Guterres said the raid in the east of the Democratic Republic of Congo constituted a war crime and he called on Congolese authorities to investigate and "swiftly bring the perpetrators to justice".

"I want to express my outrage and utter heartbreak at last night's attack," Guterres told reporters at U.N. headquarters in New York.

Three other peacekeepers are missing after a three-hour firefight that broke out at dusk on Thursday evening, said Ian Sinclair, the director of the U.N. Operations and Crisis Centre.

Suspected militants from the Allied Democratic Forces (ADF) staged the assault on a base for Congo's U.N. mission (MONUSCO) in the town of Semuliki, the mission said.

The ADF is an Islamist rebel group from across the border in Uganda, who has been active in the area. MONUSCO said it was coordinating a joint response with the Congolese army and evacuating wounded from the base in North Kivu's Beni territory.

Five Congolese soldiers were also killed in the raid, MONUSCO said in a statement.

Rival militia groups control parts of mineral-rich eastern Congo nearly a decade and a half after the official end of a 1998-2003 war that killed millions of people, most of whom died from hunger and disease.

The area has been the scene of repeated massacres and at least 26 people died in an ambush in October.

The government and U.N. mission have blamed almost all the violence on the ADF but U.N. experts and independent analysts say other militia and elements of Congo's army have also been involved.
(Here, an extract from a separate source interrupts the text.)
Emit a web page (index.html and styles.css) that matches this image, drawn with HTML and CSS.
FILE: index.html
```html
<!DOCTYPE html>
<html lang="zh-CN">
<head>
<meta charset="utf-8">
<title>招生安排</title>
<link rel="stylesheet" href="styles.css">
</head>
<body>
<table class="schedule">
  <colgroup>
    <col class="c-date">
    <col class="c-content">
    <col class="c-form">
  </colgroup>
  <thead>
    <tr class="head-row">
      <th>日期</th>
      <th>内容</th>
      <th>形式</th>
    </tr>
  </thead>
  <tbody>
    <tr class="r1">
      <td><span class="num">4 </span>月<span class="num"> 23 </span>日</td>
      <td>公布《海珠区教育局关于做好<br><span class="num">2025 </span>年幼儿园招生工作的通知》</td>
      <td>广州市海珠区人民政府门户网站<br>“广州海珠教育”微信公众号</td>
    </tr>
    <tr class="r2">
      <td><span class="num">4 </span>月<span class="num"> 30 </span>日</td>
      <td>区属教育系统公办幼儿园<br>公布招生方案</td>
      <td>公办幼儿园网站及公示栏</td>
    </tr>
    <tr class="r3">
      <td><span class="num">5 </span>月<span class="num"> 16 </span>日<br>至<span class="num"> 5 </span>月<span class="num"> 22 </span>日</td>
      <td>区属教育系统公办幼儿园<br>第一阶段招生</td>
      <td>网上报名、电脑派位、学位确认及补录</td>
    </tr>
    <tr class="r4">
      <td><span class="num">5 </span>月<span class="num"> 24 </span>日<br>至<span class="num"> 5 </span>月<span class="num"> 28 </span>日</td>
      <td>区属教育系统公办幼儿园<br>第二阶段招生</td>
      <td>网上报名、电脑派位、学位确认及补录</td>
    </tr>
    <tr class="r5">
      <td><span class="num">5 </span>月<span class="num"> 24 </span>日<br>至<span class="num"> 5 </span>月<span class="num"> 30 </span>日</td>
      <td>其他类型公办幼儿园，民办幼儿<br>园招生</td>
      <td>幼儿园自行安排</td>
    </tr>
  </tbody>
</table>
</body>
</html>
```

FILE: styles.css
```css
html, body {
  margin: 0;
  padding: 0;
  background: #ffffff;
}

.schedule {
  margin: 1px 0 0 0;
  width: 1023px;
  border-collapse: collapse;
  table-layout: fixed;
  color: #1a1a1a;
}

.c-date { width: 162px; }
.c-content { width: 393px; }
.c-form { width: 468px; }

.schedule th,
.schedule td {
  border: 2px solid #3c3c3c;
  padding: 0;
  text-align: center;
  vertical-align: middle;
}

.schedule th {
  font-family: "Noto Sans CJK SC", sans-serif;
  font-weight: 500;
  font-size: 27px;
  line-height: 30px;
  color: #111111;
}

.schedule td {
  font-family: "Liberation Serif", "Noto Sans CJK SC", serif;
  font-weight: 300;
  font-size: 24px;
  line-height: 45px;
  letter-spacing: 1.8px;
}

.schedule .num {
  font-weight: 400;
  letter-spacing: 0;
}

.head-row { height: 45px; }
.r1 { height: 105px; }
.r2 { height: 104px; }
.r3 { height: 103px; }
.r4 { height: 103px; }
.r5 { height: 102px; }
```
Increased militia activity in the east and centre of the country and a series of prison breaks have fuelled mounting insecurity in Congo this year amid political tensions linked to President Joseph Kabila's refusal to step down when his mandate expired last December.

An election to replace Kabila, who has ruled Congo since his father's assassination in 2001, has been repeatedly delayed and is now scheduled for December 2018.

Established in 2010, MONUSCO is the United Nations' largest peacekeeping mission and had recorded 93 fatalities of military, police and civilian personnel.

The death toll for the attack varied. A spokesperson for Congo's army, Mak Hazukay, said only one Congolese soldier was missing after the fighting and one had been injured, adding that 72 militants had been killed.

Guterres said most of the peacekeepers were from Tanzania. Tanzania's defence minister declined to comment.